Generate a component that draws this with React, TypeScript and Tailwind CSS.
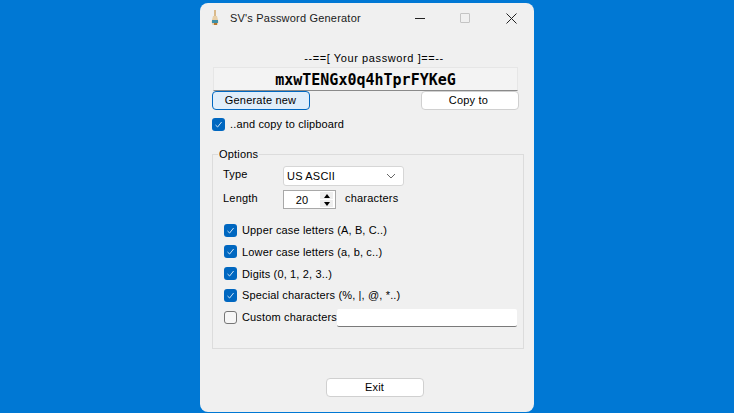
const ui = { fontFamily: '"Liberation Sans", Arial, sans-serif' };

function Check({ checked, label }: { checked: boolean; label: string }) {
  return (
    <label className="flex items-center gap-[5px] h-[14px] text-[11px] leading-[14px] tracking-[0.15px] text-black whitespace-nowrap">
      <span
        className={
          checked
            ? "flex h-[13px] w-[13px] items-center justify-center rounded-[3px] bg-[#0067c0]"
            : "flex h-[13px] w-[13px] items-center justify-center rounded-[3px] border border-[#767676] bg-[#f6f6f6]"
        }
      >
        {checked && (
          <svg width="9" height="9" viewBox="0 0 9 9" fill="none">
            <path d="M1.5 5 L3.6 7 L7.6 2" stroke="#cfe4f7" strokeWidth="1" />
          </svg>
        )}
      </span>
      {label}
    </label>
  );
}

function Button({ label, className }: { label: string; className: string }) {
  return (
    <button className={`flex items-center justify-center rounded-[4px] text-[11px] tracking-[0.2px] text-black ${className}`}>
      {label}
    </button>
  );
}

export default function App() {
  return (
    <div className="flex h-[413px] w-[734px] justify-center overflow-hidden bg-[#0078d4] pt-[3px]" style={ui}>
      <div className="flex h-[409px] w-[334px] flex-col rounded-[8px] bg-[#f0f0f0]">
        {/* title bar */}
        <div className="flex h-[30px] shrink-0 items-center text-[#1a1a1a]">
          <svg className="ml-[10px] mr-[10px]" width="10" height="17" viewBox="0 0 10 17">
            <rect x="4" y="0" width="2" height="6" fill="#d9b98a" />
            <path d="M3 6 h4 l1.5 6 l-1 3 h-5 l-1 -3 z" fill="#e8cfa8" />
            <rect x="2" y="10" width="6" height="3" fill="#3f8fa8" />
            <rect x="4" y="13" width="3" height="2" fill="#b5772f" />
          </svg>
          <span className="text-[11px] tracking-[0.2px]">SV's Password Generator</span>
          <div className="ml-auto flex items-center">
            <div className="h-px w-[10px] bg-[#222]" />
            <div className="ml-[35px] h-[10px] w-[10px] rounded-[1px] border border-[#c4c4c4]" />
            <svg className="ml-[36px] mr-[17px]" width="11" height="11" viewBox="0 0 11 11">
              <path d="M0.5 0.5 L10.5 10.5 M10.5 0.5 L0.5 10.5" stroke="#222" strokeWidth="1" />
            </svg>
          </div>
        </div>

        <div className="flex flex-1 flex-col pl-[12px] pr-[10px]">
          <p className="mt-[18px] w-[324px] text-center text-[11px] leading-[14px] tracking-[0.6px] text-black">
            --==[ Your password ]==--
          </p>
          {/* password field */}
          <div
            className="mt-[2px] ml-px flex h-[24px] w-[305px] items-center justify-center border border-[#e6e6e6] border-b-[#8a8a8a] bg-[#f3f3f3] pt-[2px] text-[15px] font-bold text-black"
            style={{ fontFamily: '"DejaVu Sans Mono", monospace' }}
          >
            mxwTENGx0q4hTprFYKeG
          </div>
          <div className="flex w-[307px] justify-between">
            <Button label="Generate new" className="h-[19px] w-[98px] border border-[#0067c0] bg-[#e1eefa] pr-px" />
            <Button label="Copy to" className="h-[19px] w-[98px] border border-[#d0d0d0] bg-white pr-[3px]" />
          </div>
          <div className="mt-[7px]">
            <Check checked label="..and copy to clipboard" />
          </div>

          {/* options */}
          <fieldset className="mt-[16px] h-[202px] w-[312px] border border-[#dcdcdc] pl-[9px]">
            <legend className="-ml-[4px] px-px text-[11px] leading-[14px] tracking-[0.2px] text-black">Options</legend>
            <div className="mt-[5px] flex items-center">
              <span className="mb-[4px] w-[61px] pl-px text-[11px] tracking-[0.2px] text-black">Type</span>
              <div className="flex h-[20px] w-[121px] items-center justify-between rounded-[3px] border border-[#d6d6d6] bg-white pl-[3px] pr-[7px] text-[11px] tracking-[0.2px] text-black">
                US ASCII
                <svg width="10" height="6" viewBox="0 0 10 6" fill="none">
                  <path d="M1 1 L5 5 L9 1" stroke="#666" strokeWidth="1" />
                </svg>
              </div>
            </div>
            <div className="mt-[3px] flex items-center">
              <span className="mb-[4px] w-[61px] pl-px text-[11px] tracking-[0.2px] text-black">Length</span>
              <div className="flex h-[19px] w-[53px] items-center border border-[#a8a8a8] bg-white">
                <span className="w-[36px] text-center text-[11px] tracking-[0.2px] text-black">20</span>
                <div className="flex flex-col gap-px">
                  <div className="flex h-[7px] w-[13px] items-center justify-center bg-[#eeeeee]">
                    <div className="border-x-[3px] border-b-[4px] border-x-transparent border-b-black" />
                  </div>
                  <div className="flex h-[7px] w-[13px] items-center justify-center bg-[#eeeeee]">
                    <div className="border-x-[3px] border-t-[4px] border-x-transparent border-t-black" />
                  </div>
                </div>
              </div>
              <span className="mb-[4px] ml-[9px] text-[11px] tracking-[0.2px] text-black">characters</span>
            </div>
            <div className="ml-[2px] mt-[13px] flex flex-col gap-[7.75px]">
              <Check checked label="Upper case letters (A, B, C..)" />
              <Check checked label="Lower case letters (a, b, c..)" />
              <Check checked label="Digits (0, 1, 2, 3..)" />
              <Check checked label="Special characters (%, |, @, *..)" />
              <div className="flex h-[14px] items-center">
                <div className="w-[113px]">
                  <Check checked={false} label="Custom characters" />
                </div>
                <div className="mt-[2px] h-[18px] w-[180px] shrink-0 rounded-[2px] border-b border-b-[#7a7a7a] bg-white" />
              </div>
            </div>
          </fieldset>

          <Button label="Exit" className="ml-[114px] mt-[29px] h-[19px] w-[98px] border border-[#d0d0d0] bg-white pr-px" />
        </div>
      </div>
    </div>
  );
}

## REQUIREMENTS
Copy every line of the data word for word, omitting the images.

## SOLUTION
Generate a component that draws this with React, TypeScript and Tailwind CSS.
const ui = { fontFamily: '"Liberation Sans", Arial, sans-serif' };

function Check({ checked, label }: { checked: boolean; label: string }) {
  return (
    <label className="flex items-center gap-[5px] h-[14px] text-[11px] leading-[14px] tracking-[0.15px] text-black whitespace-nowrap">
      <span
        className={
          checked
            ? "flex h-[13px] w-[13px] items-center justify-center rounded-[3px] bg-[#0067c0]"
            : "flex h-[13px] w-[13px] items-center justify-center rounded-[3px] border border-[#767676] bg-[#f6f6f6]"
        }
      >
        {checked && (
          <svg width="9" height="9" viewBox="0 0 9 9" fill="none">
            <path d="M1.5 5 L3.6 7 L7.6 2" stroke="#cfe4f7" strokeWidth="1" />
          </svg>
        )}
      </span>
      {label}
    </label>
  );
}

function Button({ label, className }: { label: string; className: string }) {
  return (
    <button className={`flex items-center justify-center rounded-[4px] text-[11px] tracking-[0.2px] text-black ${className}`}>
      {label}
    </button>
  );
}

export default function App() {
  return (
    <div className="flex h-[413px] w-[734px] justify-center overflow-hidden bg-[#0078d4] pt-[3px]" style={ui}>
      <div className="flex h-[409px] w-[334px] flex-col rounded-[8px] bg-[#f0f0f0]">
        {/* title bar */}
        <div className="flex h-[30px] shrink-0 items-center text-[#1a1a1a]">
          <svg className="ml-[10px] mr-[10px]" width="10" height="17" viewBox="0 0 10 17">
            <rect x="4" y="0" width="2" height="6" fill="#d9b98a" />
            <path d="M3 6 h4 l1.5 6 l-1 3 h-5 l-1 -3 z" fill="#e8cfa8" />
            <rect x="2" y="10" width="6" height="3" fill="#3f8fa8" />
            <rect x="4" y="13" width="3" height="2" fill="#b5772f" />
          </svg>
          <span className="text-[11px] tracking-[0.2px]">SV's Password Generator</span>
          <div className="ml-auto flex items-center">
            <div className="h-px w-[10px] bg-[#222]" />
            <div className="ml-[35px] h-[10px] w-[10px] rounded-[1px] border border-[#c4c4c4]" />
            <svg className="ml-[36px] mr-[17px]" width="11" height="11" viewBox="0 0 11 11">
              <path d="M0.5 0.5 L10.5 10.5 M10.5 0.5 L0.5 10.5" stroke="#222" strokeWidth="1" />
            </svg>
          </div>
        </div>

        <div className="flex flex-1 flex-col pl-[12px] pr-[10px]">
          <p className="mt-[18px] w-[324px] text-center text-[11px] leading-[14px] tracking-[0.6px] text-black">
            --==[ Your password ]==--
          </p>
          {/* password field */}
          <div
            className="mt-[2px] ml-px flex h-[24px] w-[305px] items-center justify-center border border-[#e6e6e6] border-b-[#8a8a8a] bg-[#f3f3f3] pt-[2px] text-[15px] font-bold text-black"
            style={{ fontFamily: '"DejaVu Sans Mono", monospace' }}
          >
            mxwTENGx0q4hTprFYKeG
          </div>
          <div className="flex w-[307px] justify-between">
            <Button label="Generate new" className="h-[19px] w-[98px] border border-[#0067c0] bg-[#e1eefa] pr-px" />
            <Button label="Copy to" className="h-[19px] w-[98px] border border-[#d0d0d0] bg-white pr-[3px]" />
          </div>
          <div className="mt-[7px]">
            <Check checked label="..and copy to clipboard" />
          </div>

          {/* options */}
          <fieldset className="mt-[16px] h-[202px] w-[312px] border border-[#dcdcdc] pl-[9px]">
            <legend className="-ml-[4px] px-px text-[11px] leading-[14px] tracking-[0.2px] text-black">Options</legend>
            <div className="mt-[5px] flex items-center">
              <span className="mb-[4px] w-[61px] pl-px text-[11px] tracking-[0.2px] text-black">Type</span>
              <div className="flex h-[20px] w-[121px] items-center justify-between rounded-[3px] border border-[#d6d6d6] bg-white pl-[3px] pr-[7px] text-[11px] tracking-[0.2px] text-black">
                US ASCII
                <svg width="10" height="6" viewBox="0 0 10 6" fill="none">
                  <path d="M1 1 L5 5 L9 1" stroke="#666" strokeWidth="1" />
                </svg>
              </div>
            </div>
            <div className="mt-[3px] flex items-center">
              <span className="mb-[4px] w-[61px] pl-px text-[11px] tracking-[0.2px] text-black">Length</span>
              <div className="flex h-[19px] w-[53px] items-center border border-[#a8a8a8] bg-white">
                <span className="w-[36px] text-center text-[11px] tracking-[0.2px] text-black">20</span>
                <div className="flex flex-col gap-px">
                  <div className="flex h-[7px] w-[13px] items-center justify-center bg-[#eeeeee]">
                    <div className="border-x-[3px] border-b-[4px] border-x-transparent border-b-black" />
                  </div>
                  <div className="flex h-[7px] w-[13px] items-center justify-center bg-[#eeeeee]">
                    <div className="border-x-[3px] border-t-[4px] border-x-transparent border-t-black" />
                  </div>
                </div>
              </div>
              <span className="mb-[4px] ml-[9px] text-[11px] tracking-[0.2px] text-black">characters</span>
            </div>
            <div className="ml-[2px] mt-[13px] flex flex-col gap-[7.75px]">
              <Check checked label="Upper case letters (A, B, C..)" />
              <Check checked label="Lower case letters (a, b, c..)" />
              <Check checked label="Digits (0, 1, 2, 3..)" />
              <Check checked label="Special characters (%, |, @, *..)" />
              <div className="flex h-[14px] items-center">
                <div className="w-[113px]">
                  <Check checked={false} label="Custom characters" />
                </div>
                <div className="mt-[2px] h-[18px] w-[180px] shrink-0 rounded-[2px] border-b border-b-[#7a7a7a] bg-white" />
              </div>
            </div>
          </fieldset>

          <Button label="Exit" className="ml-[114px] mt-[29px] h-[19px] w-[98px] border border-[#d0d0d0] bg-white pr-px" />
        </div>
      </div>
    </div>
  );
}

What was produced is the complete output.